Stated problem:
Only the number is wanted: how many lines contain "this"?

Supplied data:

.....

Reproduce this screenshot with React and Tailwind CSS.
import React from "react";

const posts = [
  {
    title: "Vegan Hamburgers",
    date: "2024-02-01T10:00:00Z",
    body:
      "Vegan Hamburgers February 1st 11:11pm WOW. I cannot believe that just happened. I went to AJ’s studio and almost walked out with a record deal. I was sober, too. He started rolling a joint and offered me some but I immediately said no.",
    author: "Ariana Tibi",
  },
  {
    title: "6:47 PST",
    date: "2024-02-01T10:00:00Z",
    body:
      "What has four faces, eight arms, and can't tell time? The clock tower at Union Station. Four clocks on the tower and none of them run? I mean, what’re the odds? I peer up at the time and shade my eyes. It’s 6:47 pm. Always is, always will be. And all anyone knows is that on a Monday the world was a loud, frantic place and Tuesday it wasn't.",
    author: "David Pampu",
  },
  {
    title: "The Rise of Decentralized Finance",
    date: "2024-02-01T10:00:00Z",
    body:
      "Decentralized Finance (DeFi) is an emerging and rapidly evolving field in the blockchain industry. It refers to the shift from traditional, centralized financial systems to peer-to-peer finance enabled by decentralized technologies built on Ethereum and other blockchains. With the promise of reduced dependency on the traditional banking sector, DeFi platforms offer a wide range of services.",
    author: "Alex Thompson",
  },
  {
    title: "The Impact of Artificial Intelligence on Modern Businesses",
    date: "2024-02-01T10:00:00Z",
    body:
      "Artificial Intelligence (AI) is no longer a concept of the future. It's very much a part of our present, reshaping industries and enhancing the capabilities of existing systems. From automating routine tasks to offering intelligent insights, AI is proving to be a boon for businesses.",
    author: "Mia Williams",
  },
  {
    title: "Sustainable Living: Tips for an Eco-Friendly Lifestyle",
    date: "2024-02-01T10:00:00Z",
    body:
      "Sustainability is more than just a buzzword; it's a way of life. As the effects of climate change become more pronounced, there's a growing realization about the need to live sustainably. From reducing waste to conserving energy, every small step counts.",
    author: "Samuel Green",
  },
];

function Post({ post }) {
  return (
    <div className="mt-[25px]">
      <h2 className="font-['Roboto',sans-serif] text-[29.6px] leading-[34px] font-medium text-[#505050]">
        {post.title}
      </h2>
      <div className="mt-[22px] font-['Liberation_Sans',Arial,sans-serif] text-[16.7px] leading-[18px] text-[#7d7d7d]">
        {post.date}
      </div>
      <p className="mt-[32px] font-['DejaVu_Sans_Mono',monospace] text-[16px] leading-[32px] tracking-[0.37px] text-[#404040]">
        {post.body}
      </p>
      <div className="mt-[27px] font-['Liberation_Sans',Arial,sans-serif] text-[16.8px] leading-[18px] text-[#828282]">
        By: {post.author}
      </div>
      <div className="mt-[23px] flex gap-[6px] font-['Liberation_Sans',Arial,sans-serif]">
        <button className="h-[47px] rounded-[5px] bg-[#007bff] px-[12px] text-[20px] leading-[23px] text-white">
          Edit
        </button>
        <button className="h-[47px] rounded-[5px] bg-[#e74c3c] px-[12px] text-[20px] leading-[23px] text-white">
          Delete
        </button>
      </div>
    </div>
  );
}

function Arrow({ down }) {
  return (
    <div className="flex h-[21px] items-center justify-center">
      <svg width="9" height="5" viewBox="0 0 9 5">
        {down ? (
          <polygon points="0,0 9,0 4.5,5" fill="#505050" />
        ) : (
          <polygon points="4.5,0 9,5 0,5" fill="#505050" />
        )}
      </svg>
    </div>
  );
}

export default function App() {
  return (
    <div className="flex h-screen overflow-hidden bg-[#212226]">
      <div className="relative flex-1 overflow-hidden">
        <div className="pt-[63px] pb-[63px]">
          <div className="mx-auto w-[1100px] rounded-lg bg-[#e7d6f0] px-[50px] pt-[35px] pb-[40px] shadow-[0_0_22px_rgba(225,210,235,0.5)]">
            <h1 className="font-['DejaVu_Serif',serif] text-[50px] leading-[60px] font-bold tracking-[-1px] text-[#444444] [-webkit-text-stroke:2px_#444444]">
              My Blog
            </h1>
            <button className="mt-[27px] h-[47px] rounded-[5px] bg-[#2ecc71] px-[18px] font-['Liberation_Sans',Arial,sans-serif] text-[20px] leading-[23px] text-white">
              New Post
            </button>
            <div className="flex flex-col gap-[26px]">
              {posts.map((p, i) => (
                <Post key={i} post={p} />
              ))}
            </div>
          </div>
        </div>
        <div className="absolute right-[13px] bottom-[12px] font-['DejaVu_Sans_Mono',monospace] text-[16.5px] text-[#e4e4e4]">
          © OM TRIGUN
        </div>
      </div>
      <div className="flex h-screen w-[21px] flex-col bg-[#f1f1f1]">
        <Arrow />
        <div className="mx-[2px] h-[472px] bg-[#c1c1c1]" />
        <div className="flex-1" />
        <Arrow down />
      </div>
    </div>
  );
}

.....

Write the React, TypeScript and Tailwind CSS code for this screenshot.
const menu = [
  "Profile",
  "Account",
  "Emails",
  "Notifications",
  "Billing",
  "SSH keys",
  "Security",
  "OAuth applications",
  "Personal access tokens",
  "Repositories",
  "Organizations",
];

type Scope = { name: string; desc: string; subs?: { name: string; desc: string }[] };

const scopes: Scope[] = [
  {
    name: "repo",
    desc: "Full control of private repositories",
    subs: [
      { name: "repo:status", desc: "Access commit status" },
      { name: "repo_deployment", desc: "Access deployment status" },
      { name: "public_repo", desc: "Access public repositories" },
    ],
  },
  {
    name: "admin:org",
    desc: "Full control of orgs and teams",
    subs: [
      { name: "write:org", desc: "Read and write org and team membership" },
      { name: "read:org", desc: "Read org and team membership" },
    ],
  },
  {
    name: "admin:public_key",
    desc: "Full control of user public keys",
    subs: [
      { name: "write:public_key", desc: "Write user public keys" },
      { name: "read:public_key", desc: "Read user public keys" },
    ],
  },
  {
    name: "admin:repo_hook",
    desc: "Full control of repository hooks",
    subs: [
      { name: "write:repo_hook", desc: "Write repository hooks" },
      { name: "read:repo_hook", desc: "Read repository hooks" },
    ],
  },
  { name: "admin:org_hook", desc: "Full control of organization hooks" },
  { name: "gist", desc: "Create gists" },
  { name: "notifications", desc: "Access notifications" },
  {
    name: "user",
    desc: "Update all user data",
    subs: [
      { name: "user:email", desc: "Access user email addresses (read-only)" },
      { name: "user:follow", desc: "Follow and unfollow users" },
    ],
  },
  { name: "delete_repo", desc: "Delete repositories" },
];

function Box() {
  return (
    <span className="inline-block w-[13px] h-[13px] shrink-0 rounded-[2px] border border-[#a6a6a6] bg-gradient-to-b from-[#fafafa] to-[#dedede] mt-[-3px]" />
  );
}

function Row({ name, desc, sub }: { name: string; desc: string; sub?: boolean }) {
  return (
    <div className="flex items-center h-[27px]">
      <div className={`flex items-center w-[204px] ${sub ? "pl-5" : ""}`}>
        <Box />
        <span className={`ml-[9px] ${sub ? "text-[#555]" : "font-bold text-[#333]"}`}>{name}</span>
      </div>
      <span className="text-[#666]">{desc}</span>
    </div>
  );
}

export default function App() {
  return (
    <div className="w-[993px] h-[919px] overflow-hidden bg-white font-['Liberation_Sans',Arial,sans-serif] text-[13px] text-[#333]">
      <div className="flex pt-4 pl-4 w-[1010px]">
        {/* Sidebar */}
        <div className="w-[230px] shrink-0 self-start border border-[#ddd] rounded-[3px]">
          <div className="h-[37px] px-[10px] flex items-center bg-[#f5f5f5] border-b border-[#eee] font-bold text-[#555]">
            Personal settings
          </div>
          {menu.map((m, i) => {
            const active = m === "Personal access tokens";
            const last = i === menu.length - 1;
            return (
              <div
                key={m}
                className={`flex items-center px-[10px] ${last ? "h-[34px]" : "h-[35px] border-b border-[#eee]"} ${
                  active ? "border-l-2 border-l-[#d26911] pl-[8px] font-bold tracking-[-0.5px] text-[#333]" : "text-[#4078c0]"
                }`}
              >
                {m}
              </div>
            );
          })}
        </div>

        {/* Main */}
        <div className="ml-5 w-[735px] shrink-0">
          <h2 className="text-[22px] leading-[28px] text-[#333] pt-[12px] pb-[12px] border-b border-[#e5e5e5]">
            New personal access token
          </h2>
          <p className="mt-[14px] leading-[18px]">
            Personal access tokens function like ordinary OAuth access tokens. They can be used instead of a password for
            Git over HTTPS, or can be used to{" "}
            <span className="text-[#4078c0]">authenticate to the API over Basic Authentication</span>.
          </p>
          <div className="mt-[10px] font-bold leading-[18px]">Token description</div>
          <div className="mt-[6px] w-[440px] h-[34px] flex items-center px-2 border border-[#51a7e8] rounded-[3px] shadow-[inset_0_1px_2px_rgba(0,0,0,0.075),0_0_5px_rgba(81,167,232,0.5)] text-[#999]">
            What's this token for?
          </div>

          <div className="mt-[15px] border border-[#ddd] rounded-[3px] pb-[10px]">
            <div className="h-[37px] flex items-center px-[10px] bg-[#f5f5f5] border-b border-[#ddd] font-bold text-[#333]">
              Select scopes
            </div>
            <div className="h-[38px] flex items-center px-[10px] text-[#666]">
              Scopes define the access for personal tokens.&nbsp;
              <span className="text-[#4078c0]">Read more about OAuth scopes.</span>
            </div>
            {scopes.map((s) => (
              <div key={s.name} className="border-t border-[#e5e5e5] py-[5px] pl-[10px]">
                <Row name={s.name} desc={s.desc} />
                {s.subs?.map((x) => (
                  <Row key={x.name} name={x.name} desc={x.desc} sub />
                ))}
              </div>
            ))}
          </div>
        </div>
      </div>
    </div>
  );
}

.....

Solution:
3